Select, from the material below, each line with "React" in it.
══════════════════════════════
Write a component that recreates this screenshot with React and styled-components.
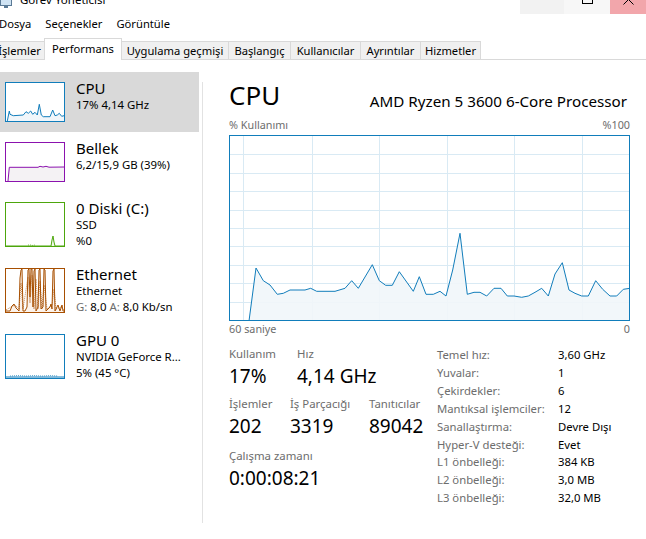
import React from "react";
import styled, { createGlobalStyle } from "styled-components";

const GlobalStyle = createGlobalStyle`
  html, body {
    margin: 0;
    padding: 0;
    background: #ffffff;
  }
  body {
    font-family: "Noto Sans", "Open Sans", sans-serif;
    color: #000000;
  }
`;

const Window = styled.div`
  width: 646px;
  height: 539px;
  overflow: hidden;
  display: flex;
  flex-direction: column;
  background: #ffffff;
`;

/* title bar (cut at the top of the shot) */
const TitleBar = styled.div`
  height: 14px;
  flex-shrink: 0;
  display: flex;
  justify-content: space-between;
  overflow: hidden;
`;

const TitleLabel = styled.div`
  display: flex;
  align-items: flex-end;
  gap: 8px;
  margin-top: -8px;
  font-size: 11.5px;
  line-height: 16px;
  height: 16px;
`;

const WinButtons = styled.div`
  display: flex;
`;

const WinButton = styled.div`
  width: ${(p) => p.$w}px;
  height: 14px;
  background: ${(p) => p.$bg};
  display: flex;
  justify-content: center;
  align-items: flex-end;
`;

/* menu */
const MenuBar = styled.div`
  height: 24px;
  flex-shrink: 0;
  display: flex;
  gap: 14px;
  padding-top: 2px;
  box-sizing: border-box;
  margin-left: -1px;
  font-size: 11.2px;
  line-height: 16px;
`;

/* tabs */
const TabBar = styled.div`
  height: 22px;
  flex-shrink: 0;
  box-sizing: border-box;
  display: flex;
  align-items: flex-end;
  border-bottom: 1px solid #d9d9d9;
  margin-left: -6px;
`;

const Tab = styled.div`
  width: ${(p) => p.$w}px;
  box-sizing: border-box;
  height: ${(p) => (p.$active ? 22 : 18)}px;
  margin-bottom: ${(p) => (p.$active ? -1 : 0)}px;
  background: ${(p) => (p.$active ? "#ffffff" : "#f0f0f0")};
  border: 1px solid #d9d9d9;
  border-bottom: 0;
  margin-left: ${(p) => (p.$first ? 0 : -1)}px;
  position: relative;
  z-index: ${(p) => (p.$active ? 1 : 0)};
  display: flex;
  align-items: ${(p) => (p.$active ? "flex-start" : "center")};
  justify-content: center;
  padding-top: ${(p) => (p.$active ? 2 : 0)}px;
  font-size: 11.2px;
  line-height: 16px;
  white-space: nowrap;
`;

/* body */
const Main = styled.div`
  flex: 1;
  display: flex;
  min-height: 0;
`;

const Sidebar = styled.div`
  width: 199px;
  flex-shrink: 0;
  padding-top: 12px;
`;

const Divider = styled.div`
  width: 1px;
  background: #e2e2e2;
  margin: 22px 0 16px 3px;
`;

const Item = styled.div`
  height: ${(p) => (p.$tall ? 66 : 60)}px;
  box-sizing: border-box;
  display: flex;
  align-items: flex-start;
  padding: 10px 0 0 5px;
  background: ${(p) => (p.$selected ? "#d9d9d9" : "transparent")};
`;

const Thumb = styled.div`
  width: 60px;
  height: ${(p) => (p.$tall ? 45 : 40)}px;
  box-sizing: border-box;
  border: 1px solid ${(p) => p.$color};
  flex-shrink: 0;
  background: #ffffff;
  svg {
    display: block;
  }
`;

const ItemText = styled.div`
  margin: -3px 0 0 11px;
  white-space: nowrap;
`;

const ItemTitle = styled.div`
  font-size: 15px;
  line-height: 18px;
`;

const ItemSub = styled.div`
  font-size: 11.4px;
  line-height: 16px;
`;

const Muted = styled.span`
  color: #6d6d6d;
`;

const Content = styled.div`
  flex: 1;
  padding: 17px 16px 0 26px;
  display: flex;
  flex-direction: column;
`;

const Header = styled.div`
  display: flex;
  justify-content: space-between;
  align-items: baseline;
`;

const BigTitle = styled.div`
  font-size: 26px;
  line-height: 36px;
`;

const ProcName = styled.div`
  font-size: 15.2px;
  line-height: 22px;
  margin-right: 3px;
  position: relative;
  top: 2px;
`;

const AxisRow = styled.div`
  display: flex;
  justify-content: space-between;
  font-size: 10.8px;
  line-height: 16px;
  color: #6d6d6d;
  margin-top: ${(p) => p.$mt || 0}px;
`;

const Graph = styled.div`
  width: 401px;
  height: 186px;
  box-sizing: border-box;
  border: 1px solid #117dbb;
  margin-top: 2px;
  svg {
    display: block;
  }
`;

const Stats = styled.div`
  display: flex;
  margin-top: 9px;
`;

const StatsLeft = styled.div`
  width: 208px;
  display: flex;
  flex-direction: column;
  gap: 6px;
`;

const StatRow = styled.div`
  display: flex;
  margin-top: ${(p) => p.$mt || 0}px;
`;

const Stat = styled.div`
  width: ${(p) => (p.$w ? `${p.$w}px` : "auto")};
`;

const StatLabel = styled.div`
  font-size: 11.4px;
  line-height: 16px;
  color: #6d6d6d;
  white-space: nowrap;
`;

const StatValue = styled.div`
  font-size: 19px;
  line-height: 28px;
  white-space: nowrap;
`;

const Specs = styled.div`
  display: grid;
  grid-template-columns: 121px auto;
  font-size: 11.3px;
  line-height: 17.9px;
`;

const SpecLabel = styled.div`
  color: #6d6d6d;
  white-space: nowrap;
`;

const SpecValue = styled.div`
  white-space: nowrap;
`;

const cpuPoints = [
  [20, 186], [27, 133], [34.3, 145.7], [41, 150], [48.3, 159.3], [54.3, 158.3],
  [61, 155], [76, 155], [81.7, 153.3], [87.7, 156.3], [106, 156.3], [116, 153.3],
  [122.7, 145.7], [129.3, 153.3], [143.3, 129.7], [150.3, 145.7], [156.7, 150.3],
  [163.3, 150.3], [170.3, 136.7], [184.3, 156.3], [190.3, 141.7], [197, 159.3],
  [204.3, 159.3], [211, 156.3], [217, 161], [223.7, 135], [231, 98.3], [238.3, 159.3],
  [245, 157.3], [251, 157.3], [257.7, 161], [265, 153.3], [272, 153.3], [278.3, 161],
  [285, 161], [292.7, 162.3], [299.3, 161], [306, 157.3], [312.7, 153.3], [319.3, 161],
  [326, 139], [333.3, 127.7], [340, 155], [346, 158.3], [352.7, 161], [359.3, 161],
  [366.7, 145.7], [373.7, 154.3], [381, 161], [387.7, 161], [394.3, 154.3], [401, 153.3],
];

const toStr = (pts) => pts.map(([x, y]) => `${x},${y}`).join(" ");

const CpuGraph = () => {
  const vLines = [14, 83, 150, 218, 285, 353];
  const hLines = [1, 2, 3, 4, 5, 6, 7, 8, 9].map((i) => 1 + i * 18.4);
  const line = toStr(cpuPoints);
  const fill = `${line} 401,186 20,186`;
  return (
    <svg width="399" height="184" viewBox="1 1 399 184">
      {vLines.map((x) => (
        <line key={`v${x}`} x1={x + 0.5} y1="0" x2={x + 0.5} y2="186" stroke="#d9eaf4" strokeWidth="1" />
      ))}
      {hLines.map((y) => (
        <line key={`h${y}`} x1="0" y1={Math.round(y) + 0.5} x2="402" y2={Math.round(y) + 0.5} stroke="#d9eaf4" strokeWidth="1" />
      ))}
      <polygon points={fill} fill="#f1f6fa" fillOpacity="0.9" />
      <polyline points={line} fill="none" stroke="#117dbb" strokeWidth="1" />
    </svg>
  );
};

const ThumbGraph = ({ h, color, fill, points, dashed }) => {
  const ih = h - 2;
  const line = toStr(points);
  return (
    <svg width="58" height={ih} viewBox={`0 0 58 ${ih}`} preserveAspectRatio="none">
      <polygon points={`${line} 58,${ih} 0,${ih}`} fill={fill} />
      <polyline points={line} fill="none" stroke={color} strokeWidth="1" />
      {dashed && (
        <polyline points={toStr(dashed)} fill="none" stroke={color} strokeWidth="1" strokeDasharray="1 1" opacity="0.7" />
      )}
    </svg>
  );
};

const cpuThumb = [
  [1.3, 38], [3.3, 28], [4, 31.3], [7.3, 32.7], [17.3, 32], [20, 28.7], [22.3, 30.3],
  [24.7, 28], [26.7, 31.3], [29, 29.3], [31.3, 32], [33.3, 21.3], [35.3, 32], [37.3, 33.7],
  [44, 33.7], [46.7, 27], [49, 32.7], [51.3, 32], [53.3, 30.3], [55.7, 33.3], [58, 32.7],
];

const memThumb = [
  [2, 38], [3.3, 24.3], [32, 24.3], [34, 23.3], [37, 24], [40, 23.3], [43, 24.2], [58, 24],
];

const diskThumb = [
  [0, 43], [45, 43], [46, 37], [47, 33], [48, 39], [49, 43], [58, 43],
];
const diskDots = [
  [22, 42], [25, 42], [26, 42.5], [29, 42],
];

const ethThumb = [
  [0, 42], [4, 42], [6, 37], [8, 35], [10, 39], [12, 41], [13, 42], [14, 9], [15, 1], [16, 0],
  [17, 42], [19, 42], [21, 38], [22, 1], [23, 0], [24, 28], [25, 0], [26, 0], [27, 38], [28, 2],
  [29, 0], [30, 42], [32, 38], [33, 1], [34, 0], [35, 40], [37, 38], [38, 0], [39, 1], [40, 42],
  [42, 40], [44, 38], [45, 35], [46, 40], [47, 2], [48, 0], [49, 42], [51, 38], [52, 36],
  [54, 42], [56, 36], [57, 42], [58, 42],
];
const ethSend = [
  [0, 41], [5, 38], [9, 36], [13, 40], [15, 14], [17, 40], [22, 8], [24, 34], [26, 6],
  [28, 40], [30, 10], [32, 40], [34, 12], [36, 40], [38, 16], [41, 40], [46, 36], [48, 20],
  [50, 40], [55, 38], [58, 41],
];

const gpuThumb = [
  [0, 42], [58, 42],
];
const gpuDots = [
  [4, 41], [12, 40.5], [20, 41], [28, 40.5], [36, 41], [44, 40.5], [52, 41],
];

const items = [
  {
    title: "CPU",
    lines: ["17% 4,14 GHz"],
    color: "#117dbb",
    fill: "#f1f6fa",
    points: cpuThumb,
    selected: true,
  },
  {
    title: "Bellek",
    lines: ["6,2/15,9 GB (39%)"],
    color: "#8b12ae",
    fill: "#f4f2f4",
    points: memThumb,
  },
  {
    title: "0 Diski (C:)",
    lines: ["SSD", "%0"],
    color: "#4da60c",
    fill: "#eff7e9",
    points: diskThumb,
    dashed: diskDots,
    tall: true,
  },
  {
    title: "Ethernet",
    lines: [
      "Ethernet",
      <>
        <Muted>G:</Muted> 8,0 <Muted>A:</Muted> 8,0 Kb/sn
      </>,
    ],
    color: "#a74f01",
    fill: "#fcf3eb",
    points: ethThumb,
    dashed: ethSend,
    tall: true,
  },
  {
    title: "GPU 0",
    lines: ["NVIDIA GeForce R...", "5%  (45 °C)"],
    color: "#117dbb",
    fill: "#f1f6fa",
    points: gpuThumb,
    dashed: gpuDots,
    tall: true,
  },
];

const tabs = [
  { label: "İşlemler", w: 51 },
  { label: "Performans", w: 78, active: true },
  { label: "Uygulama geçmişi", w: 108 },
  { label: "Başlangıç", w: 63 },
  { label: "Kullanıcılar", w: 71 },
  { label: "Ayrıntılar", w: 61 },
  { label: "Hizmetler", w: 61 },
];

const specs = [
  ["Temel hız:", "3,60 GHz"],
  ["Yuvalar:", "1"],
  ["Çekirdekler:", "6"],
  ["Mantıksal işlemciler:", "12"],
  ["Sanallaştırma:", "Devre Dışı"],
  ["Hyper-V desteği:", "Evet"],
  ["L1 önbelleği:", "384 KB"],
  ["L2 önbelleği:", "3,0 MB"],
  ["L3 önbelleği:", "32,0 MB"],
];

const AppIcon = () => (
  <svg width="12" height="10" viewBox="0 0 12 10">
    <rect x="0.5" y="0.5" width="11" height="7" fill="#cfe3f3" stroke="#5a7a96" />
    <rect x="4" y="8" width="4" height="2" fill="#5a7a96" />
  </svg>
);

export default function App() {
  return (
    <Window>
      <GlobalStyle />
      <TitleBar>
        <TitleLabel>
          <AppIcon />
          <span>Görev Yöneticisi</span>
        </TitleLabel>
        <WinButtons>
          <WinButton $w={44} $bg="#f2f2f2" />
          <WinButton $w={46} $bg="#f7f7f7">
            <svg width="11" height="14" viewBox="0 0 11 14" style={{ marginBottom: 10 }}>
              <rect x="0.5" y="4.5" width="10" height="9" fill="none" stroke="#000" strokeWidth="1" />
            </svg>
          </WinButton>
          <WinButton $w={36} $bg="#f2a6ab">
            <svg width="11" height="14" viewBox="0 0 11 14" style={{ marginBottom: 9 }}>
              <path d="M0.5 3.5 L10.5 13.5 M10.5 3.5 L0.5 13.5" stroke="#000" strokeWidth="1" />
            </svg>
          </WinButton>
        </WinButtons>
      </TitleBar>

      <MenuBar>
        <span>Dosya</span>
        <span>Seçenekler</span>
        <span>Görüntüle</span>
      </MenuBar>

      <TabBar>
        {tabs.map((t, i) => (
          <Tab key={t.label} $w={t.w} $active={t.active} $first={i === 0}>
            {t.label}
          </Tab>
        ))}
      </TabBar>

      <Main>
        <Sidebar>
          {items.map((it) => (
            <Item key={it.title} $tall={it.tall} $selected={it.selected}>
              <Thumb $tall={it.tall} $color={it.color}>
                <ThumbGraph
                  h={it.tall ? 45 : 40}
                  color={it.color}
                  fill={it.fill}
                  points={it.points}
                  dashed={it.dashed}
                />
              </Thumb>
              <ItemText>
                <ItemTitle>{it.title}</ItemTitle>
                {it.lines.map((l, i) => (
                  <ItemSub key={i}>{l}</ItemSub>
                ))}
              </ItemText>
            </Item>
          ))}
        </Sidebar>
        <Divider />
        <Content>
          <Header>
            <BigTitle>CPU</BigTitle>
            <ProcName>AMD Ryzen 5 3600 6-Core Processor</ProcName>
          </Header>
          <AxisRow $mt={4}>
            <span>% Kullanımı</span>
            <span>%100</span>
          </AxisRow>
          <Graph>
            <CpuGraph />
          </Graph>
          <AxisRow>
            <span>60 saniye</span>
            <span>0</span>
          </AxisRow>
          <Stats>
            <StatsLeft>
              <StatRow>
                <Stat $w={68}>
                  <StatLabel>Kullanım</StatLabel>
                  <StatValue>17%</StatValue>
                </Stat>
                <Stat>
                  <StatLabel>Hız</StatLabel>
                  <StatValue>4,14 GHz</StatValue>
                </Stat>
              </StatRow>
              <StatRow>
                <Stat $w={61}>
                  <StatLabel>İşlemler</StatLabel>
                  <StatValue>202</StatValue>
                </Stat>
                <Stat $w={79}>
                  <StatLabel>İş Parçacığı</StatLabel>
                  <StatValue>3319</StatValue>
                </Stat>
                <Stat>
                  <StatLabel>Tanıtıcılar</StatLabel>
                  <StatValue>89042</StatValue>
                </Stat>
              </StatRow>
              <StatRow $mt={2}>
                <Stat>
                  <StatLabel>Çalışma zamanı</StatLabel>
                  <StatValue>0:00:08:21</StatValue>
                </Stat>
              </StatRow>
            </StatsLeft>
            <Specs>
              {specs.map(([k, v]) => (
                <React.Fragment key={k}>
                  <SpecLabel>{k}</SpecLabel>
                  <SpecValue>{v}</SpecValue>
                </React.Fragment>
              ))}
            </Specs>
          </Stats>
        </Content>
      </Main>
    </Window>
  );
}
══════════════════════════════
▶ **Problem solution**
Write a component that recreates this screenshot with React and styled-components.
import React from "react";
                <React.Fragment key={k}>
                </React.Fragment>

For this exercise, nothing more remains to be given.